In his later years with Gloucestershire, especially when they were winning limited-overs tournaments by the handful – six between 1999 and 2004 – he was a key member of the team and exponent of their strategy.

“My job was to irritate the opposition and I used to do it so much I’d irritate myself. Part of our game was to get the keeper up to the stumps and strangle the opposition batsman, so myself and the close fielders used to isolate him. It was an important part of building pressure. I used to visualise having my hands round the batsman’s throat without physically doing it. It used to get quite comical at times. My teammates used to say, ‘Breathe on him, Jack,’ so I’d have to. It would be part of my mental disintegration of  the opposition.”

Not ideal for these times of social distancing. “No, I couldn’t have coped at all.”

Can he put his finger on what made him so good, the best in the world for a period of two or three years?

“I was obsessed with it, it was my life. Even when I got married, cricket was always the top of the list, even ahead of the kids, not in terms of your heart but in terms of trying to be professional. I was obsessed with practise. According to Derek Pringle, I’ve got OCD. I didn’t ever get bored with catching 600 cricket balls a day. Quite often I played Test matches when we’d be in the field from Thursday morning till what I used to call Grandstand on Saturday lunchtime, and my mental endurance was strong.

“The concentration levels have to be extreme if you’re stood up but it took me a couple of years to learn to do that and probably another 10 to 20 to get it right. I’d push the limits and push the limits and in a lot of my practises I did things to breaking point. It’s like with my painting now, I don’t know how my wife puts up with it. If I spend the day not painting I go nuts. Yesterday I did about 12 hours of admin so last night I was a bit irritable. In a nutshell, I’m either in, or not.”

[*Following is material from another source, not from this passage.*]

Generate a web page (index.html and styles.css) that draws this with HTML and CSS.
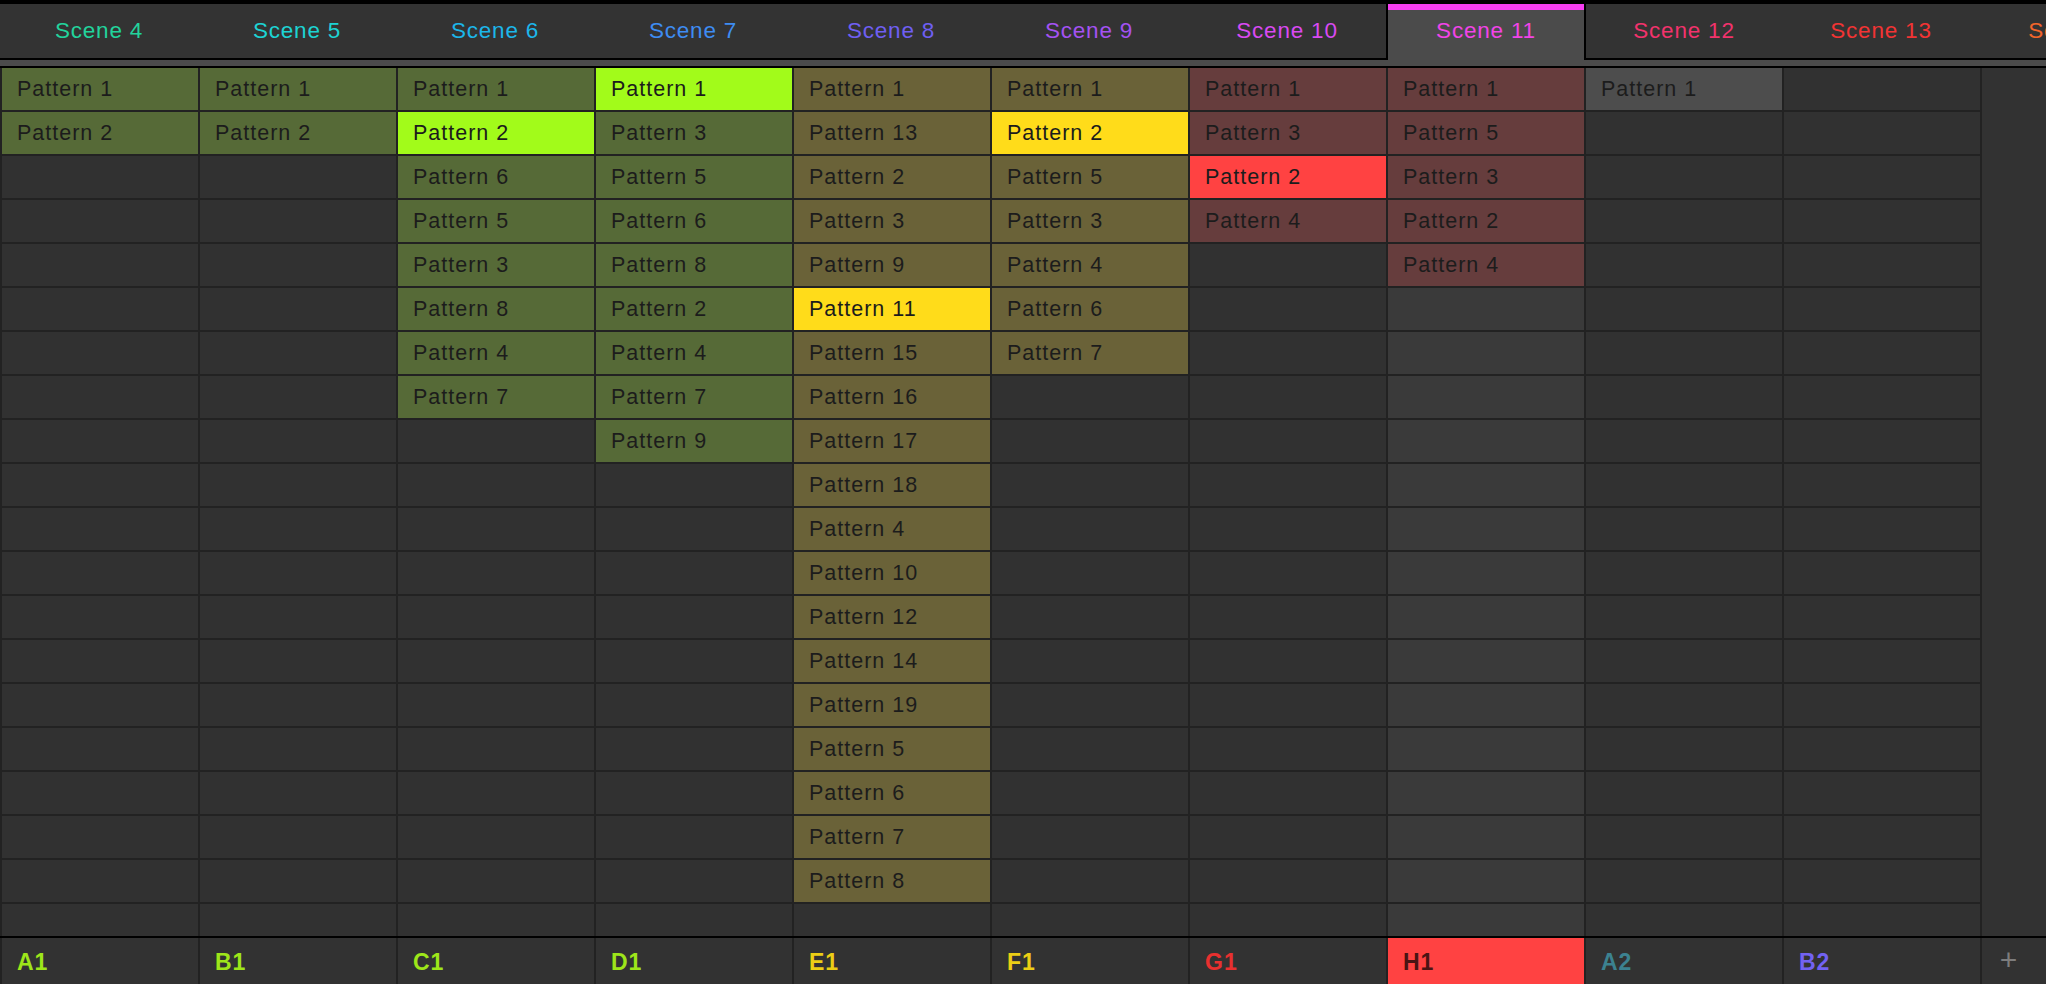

Jack Russell with Mark Alleyne during the Gloucestershire glory days

There is another obsession. He likes old things, vehicles and relics. “Every so often I have to paint a steam engine. I like old lorries. I have actually renovated an old coal wagon, which is on the Severn Valley railway museum site. It took us about four years, me and a couple of lads. I don’t tell people because it is quite anorakish and boring.”

The state of English wicketkeeping at the moment is a matter of deep satisfaction, he thinks half a dozen could be in the running to be the best in the world. “Ben Foakes is probably the most natural, John Simpson at Middlesex is very good, the lad [Ben] Cox at Worcestershire does brilliant things, [Jonny] Bairstow’s come on a lot. And I know it is my old county, but James Bracey of Gloucestershire has got a tremendous amount of ability.”

He wears glasses these days and he’s still got the moustache, though he’s trimmed it down a bit. “When I was a kid I used to shave it 10 times a day to try and make it grow, but I’m paying the price now because it gets out of hand. When I was playing I used to keep it quite long because I felt as if it kept the sun off my lips, so there was logic to it like all my eccentricities. And the long hair as well, to keep the sun off my neck.”

And with that he is gone, back to his oils and his canvases, his tea and chocolate biscuits, with YouTube on in the background playing a steam railway documentary. Back to that picture of Ben Stokes hitting the winning runs and the gaps where he must fill in the crowd: “Dots, dots, dots, dots and blobs of paint.” And back to all the new commissions that will keep him busy way into the new year. Back to bliss.